An APA is a binding agreement between a taxpayer and the CBDT (on behalf of the Indian government) that determines the transfer pricing methodology and the arm's length price for specified international transactions for a fixed future period, typically 5 years, extendable with a rollback of up to 4 prior years. Once an APA is in place, the agreed methodology cannot be questioned by the Transfer Pricing Officer during the covered period, eliminating audit risk entirely for those transactions. India's APA programme has been growing steadily and has resolved hundreds of cases. KDP manages the complete APA application, pre-filing consultation, negotiation, and post-APA compliance process.
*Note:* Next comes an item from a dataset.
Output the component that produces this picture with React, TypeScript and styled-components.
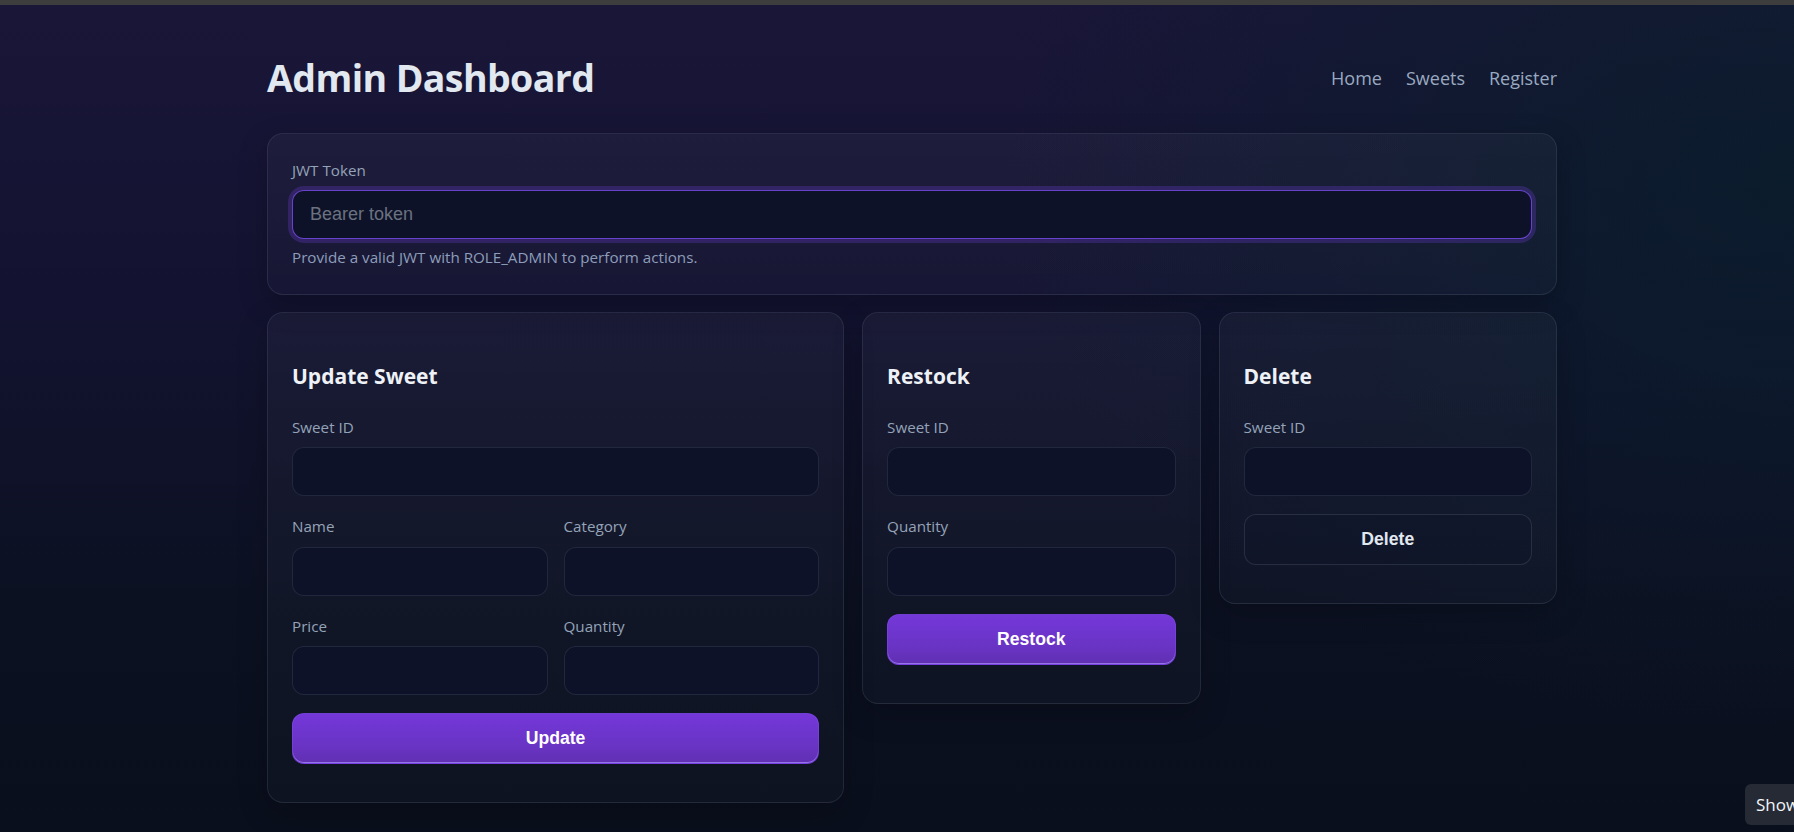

Safe Harbour Rules (Rules 10TA to 10TG) allow eligible taxpayers to declare their transfer prices as arm's length without requiring benchmarking, if the declared margin meets the prescribed Safe Harbour rate for their transaction type. Eligible categories include IT/ITES services, contract R&D services, contract manufacturing, intra-group loans, and certain other transactions subject to value thresholds. Safe Harbour is a simpler and faster compliance route but carries its own eligibility conditions and restrictions. KDP evaluates Safe Harbour eligibility as part of every transfer pricing engagement.
When a case is selected for a transfer pricing audit, the Assessing Officer makes a reference to the Transfer Pricing Officer under Section 92CA. The TPO calls for documentation, asks detailed questions on the company's functions, risks, and the selected pricing method, and may propose an arm's length price adjustment. The taxpayer has the right to be heard before any adjustment is made. If the TPO makes an adjustment, the taxpayer can file objections before the Dispute Resolution Panel (DRP) or appeal to the Income Tax Appellate Tribunal (ITAT). KDP represents clients at every stage of this process.